By contrast, Trump has taken little interest in Ireland. It took him until early this year to appoint former White House Chief of Staff Mick Mulvaney as the U.S. special envoy to Northern Ireland, a position established during the Good Friday negotiations to copper-fasten the U.S. role in Northern Ireland. Meanwhile, Trump has consistently praised Britain’s effort to withdraw from the EU and has stopped well short of matching Democrats’ condemnation of London’s recent efforts to abrogate the withdrawal agreement.
But Republicans do have some key advantages—like the culture wars.
Irish Americans “are all more conservative than the Irish,” O’Leary said. “We’re severely divided at the moment over that abortion issue.” For many urban and suburban Irish Americans, especially in Pennsylvania, Trump’s purported social conservatism aligns more closely with their immediate concerns, and his ambivalence toward Ireland is not a deal breaker.
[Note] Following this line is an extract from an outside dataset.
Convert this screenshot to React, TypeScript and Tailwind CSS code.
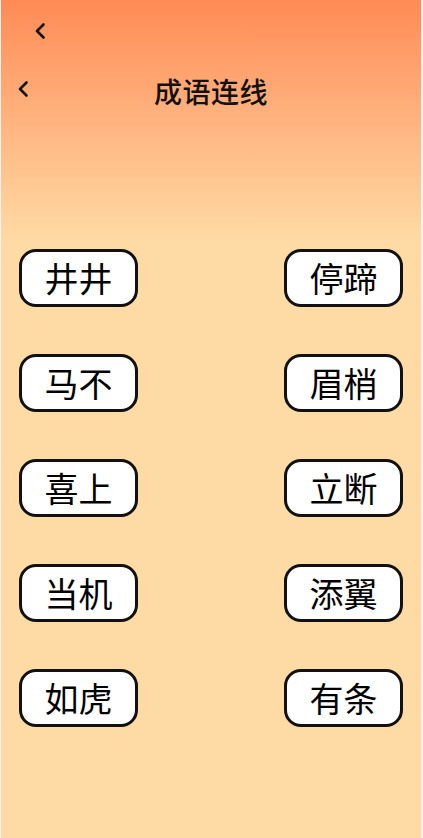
import React from 'react';

const pairs: [string, string][] = [
  ['井井', '停蹄'],
  ['马不', '眉梢'],
  ['喜上', '立断'],
  ['当机', '添翼'],
  ['如虎', '有条'],
];

function Back({ className }: { className: string }) {
  return (
    <svg className={className} width="12" height="18" viewBox="0 0 12 18" fill="none">
      <path d="M9.5 2.5L3 9l6.5 6.5" stroke="#111" strokeWidth="2.6" strokeLinecap="round" strokeLinejoin="round" />
    </svg>
  );
}

function Word({ text }: { text: string }) {
  return (
    <div className="w-[119px] h-[58px] rounded-[17px] border-[3px] border-[#111] bg-white flex items-center justify-center text-[34px] leading-none text-black">
      {text}
    </div>
  );
}

export default function App() {
  return (
    <div
      className="w-[423px] h-[838px] bg-[#f2f2f2] pl-[1px] pr-[2px]"
      style={{ fontFamily: '"Noto Sans CJK SC", "Noto Sans", sans-serif' }}
    >
      <div className="h-full bg-[#fedaa4] flex flex-col">
        <div className="h-[240px] bg-gradient-to-b from-[#ff8a55] via-[#ffb37f] to-[#fedaa4] flex flex-col">
          <div className="h-[58px] pl-[33px] pt-[22px]">
            <Back className="" />
          </div>
          <div className="relative h-[66px] flex items-center justify-center">
            <Back className="absolute left-[16px] top-[22px]" />
            <span className="text-[28px] font-medium text-[#111] tracking-[0.5px]">成语连线</span>
          </div>
        </div>
        <div className="flex flex-col gap-[47px] pl-[18px] pr-[18px] pt-[9px]">
          {pairs.map(([a, b]) => (
            <div key={a} className="flex justify-between">
              <Word text={a} />
              <Word text={b} />
            </div>
          ))}
        </div>
      </div>
    </div>
  );
}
That’s why the Trump campaign is focusing almost solely on domestic issues to court the Irish American vote. In a press statement announcing the launch of the Irish Americans for Trump political group, the campaign said the president’s reelection would ensure “four more years of historic job creation, lower taxes, and putting America first.” For many working-class Irish Americans with only vestigial links to Ireland, that resonates a lot more than Trump’s stance on Brexit or the Good Friday Agreement.
Still, for those voters who do prioritize the United States’ relationship with Ireland, the country’s sudden relevance could be a game-changer.
“I think this is an important constituency,” Boyle said, “and I’m glad that the Biden campaign is paying attention to it.”